On suppose par ailleurs que depuis son arrivée en France, Mme Lagarde s’est également aperçue que le surendettement des ménages est un phénomène particulièrement inquiétant et qui tend à prendre des proportions inégalées. Selon la dernière enquête publiée par le Comité consultatif
du secteur financier (CCSF), 648 500 ménages français étaient déclarés en état de surendettement à la fin de l’année 2005. Au-delà de ce chiffre cumulé phénoménal, on est en outre surtout inquiet de par l’amplification continue, année après année, du phénomène de surendettement.
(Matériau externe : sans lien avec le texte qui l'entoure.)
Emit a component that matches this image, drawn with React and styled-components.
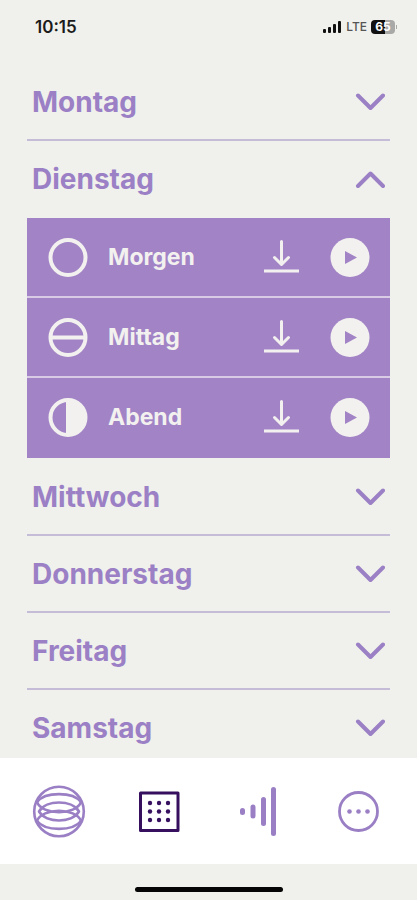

Entre 1993 et 2005, le nombre de ménages surendettés a ainsi augmenté de 195 % ! En outre, si les crédits à la consommation ne sont pas encore la cause première de surendettement, l’observation des dossiers témoigne surtout du fait que la multiplication des crédits s'accentue et contribue sinon à provoquer directement mais en tout cas à aggraver considérablement le niveau d'endettement, en rendant l'argent a priori "facile" d'accès.

Au vu de ces chiffres, on ne peut décemment comprendre comment la seule réponse de Mme Lagarde au problème de pouvoir d’achat rencontré par les Français soit de renforcer encore les conditions de leur précarité.

 « Il faut arrêter de penser », nous avait intimé Mme Lagarde devant des parlementaires estomaqués lors de la présentation du mal-nommé projet TEPA (Travail, Emploi et Pouvoir d’Achat). Au contraire, il aurait peut-être fallu penser Mme Lagarde.
Penser qu’en accordant 15 milliards d’Euros de cadeaux fiscaux sans discernement, non seulement vous vous retiriez toute marge de manœuvre dans un contexte budgétaire tendu pour investir dans la recherche et la compétitivité des entreprises, mais aussi et surtout vous donniez davantage de pouvoir d’achat précisément à ceux qui (les plus fortunés) qui n’en ont pas besoin… ou l’épargnent.

Entre solution aggravant la situation et impossibilité d'agir en raison de mauvais calculs, à défaut de penser, nous vous souhaitons au moins bonne chance.